U.S. officials will not talk seriously about Sino-Cuban strategic issues, though they do say China is involved in developing capabilities in intelligence, cyber warfare and communications that may affect the region. Sometimes citing unevenly reliable press reports as evidence, the specific areas of concern seem to be Lourdes and Bejucal, both near Havana.

Lourdes, for decades the largest Soviet overseas espionage base, now seems to be mainly a new University of Information Sciences (UCI). Hu Jintao visited the campus in 2004 and said that most of the thousands of computers there are from China. The unanswerable questions are what else at UCI comes from China and what the PRC gets in return.

The base at Bejucal may have Chinese as well as Cuban agents, but at least some of the published information is overblown. For example, a widely circulated photograph of awesome golf-ball shaped radar domes, allegedly at Bejucal, are in fact a U.S. facility at Menwith Hill Station, UK.

Washington and Beijing have not ranted at each other since the Hainan EP-3 incident almost five years ago.

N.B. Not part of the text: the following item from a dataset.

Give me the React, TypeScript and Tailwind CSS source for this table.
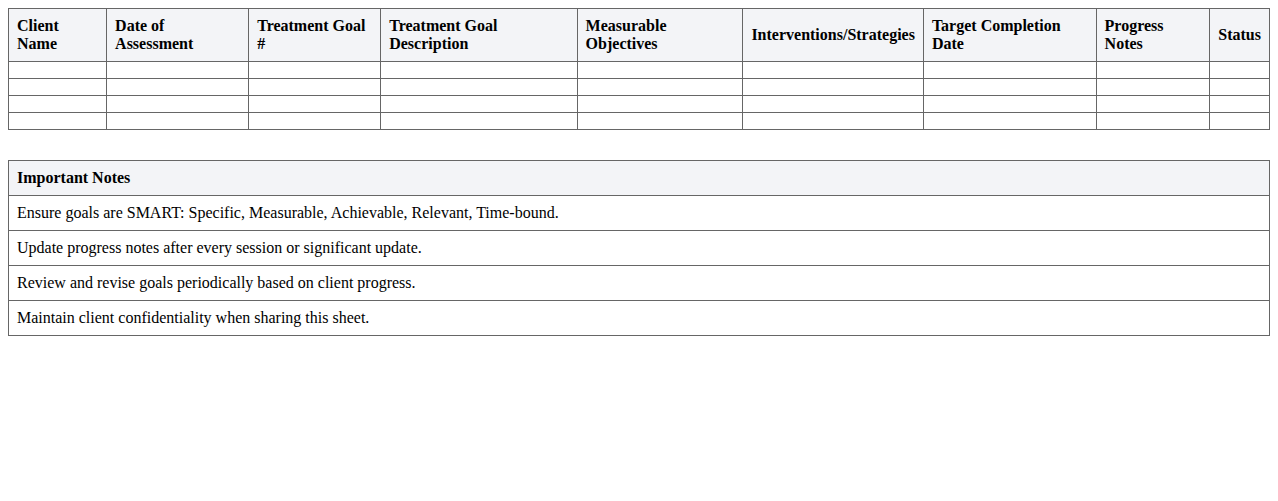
import React from 'react';

const columns = [
  'Client Name',
  'Date of Assessment',
  'Treatment Goal #',
  'Treatment Goal Description',
  'Measurable Objectives',
  'Interventions/Strategies',
  'Target Completion Date',
  'Progress Notes',
  'Status',
];

const notes = [
  'Ensure goals are SMART: Specific, Measurable, Achievable, Relevant, Time-bound.',
  'Update progress notes after every session or significant update.',
  'Review and revise goals periodically based on client progress.',
  'Maintain client confidentiality when sharing this sheet.',
];

const cell = 'border border-[#666] p-2 text-left align-middle';

export default function App() {
  return (
    <div className="p-2 bg-white text-black text-[16px] leading-[normal] font-['Liberation_Serif','Times_New_Roman',serif]">
      {/* goals table */}
      <table className="w-full border-collapse mb-[30px]">
        <thead>
          <tr className="bg-[#f3f4f7]">
            {columns.map((c) => (
              <th key={c} className={`${cell} font-bold`}>
                {c}
              </th>
            ))}
          </tr>
        </thead>
        <tbody>
          {[0, 1, 2, 3].map((r) => (
            <tr key={r}>
              {columns.map((c) => (
                <td key={c} className={cell}></td>
              ))}
            </tr>
          ))}
        </tbody>
      </table>

      {/* notes */}
      <table className="w-full border-collapse">
        <thead>
          <tr className="bg-[#f3f4f7]">
            <th className={`${cell} font-bold`}>Important Notes</th>
          </tr>
        </thead>
        <tbody>
          {notes.map((n) => (
            <tr key={n}>
              <td className={cell}>{n}</td>
            </tr>
          ))}
        </tbody>
      </table>
    </div>
  );
}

Why? Perhaps because both have decided the current placement of surveillance networks is a tolerable tradeoff for now in a dangerous, suspicious, imperfect world.

Future Sino-Cuban relations will depend on unpredictable developments in China, Cuba, the U.S. and beyond. They could range from China’s more intensive use of Cuban bases and contacts in the Americas, particularly under a post-Fidel authoritarian government, to Bejing deciding Fidel is too much of an expense and embarrassment to support, particularly if facilities in Cuba could be traded off in a deal with the U.S. on Taiwan.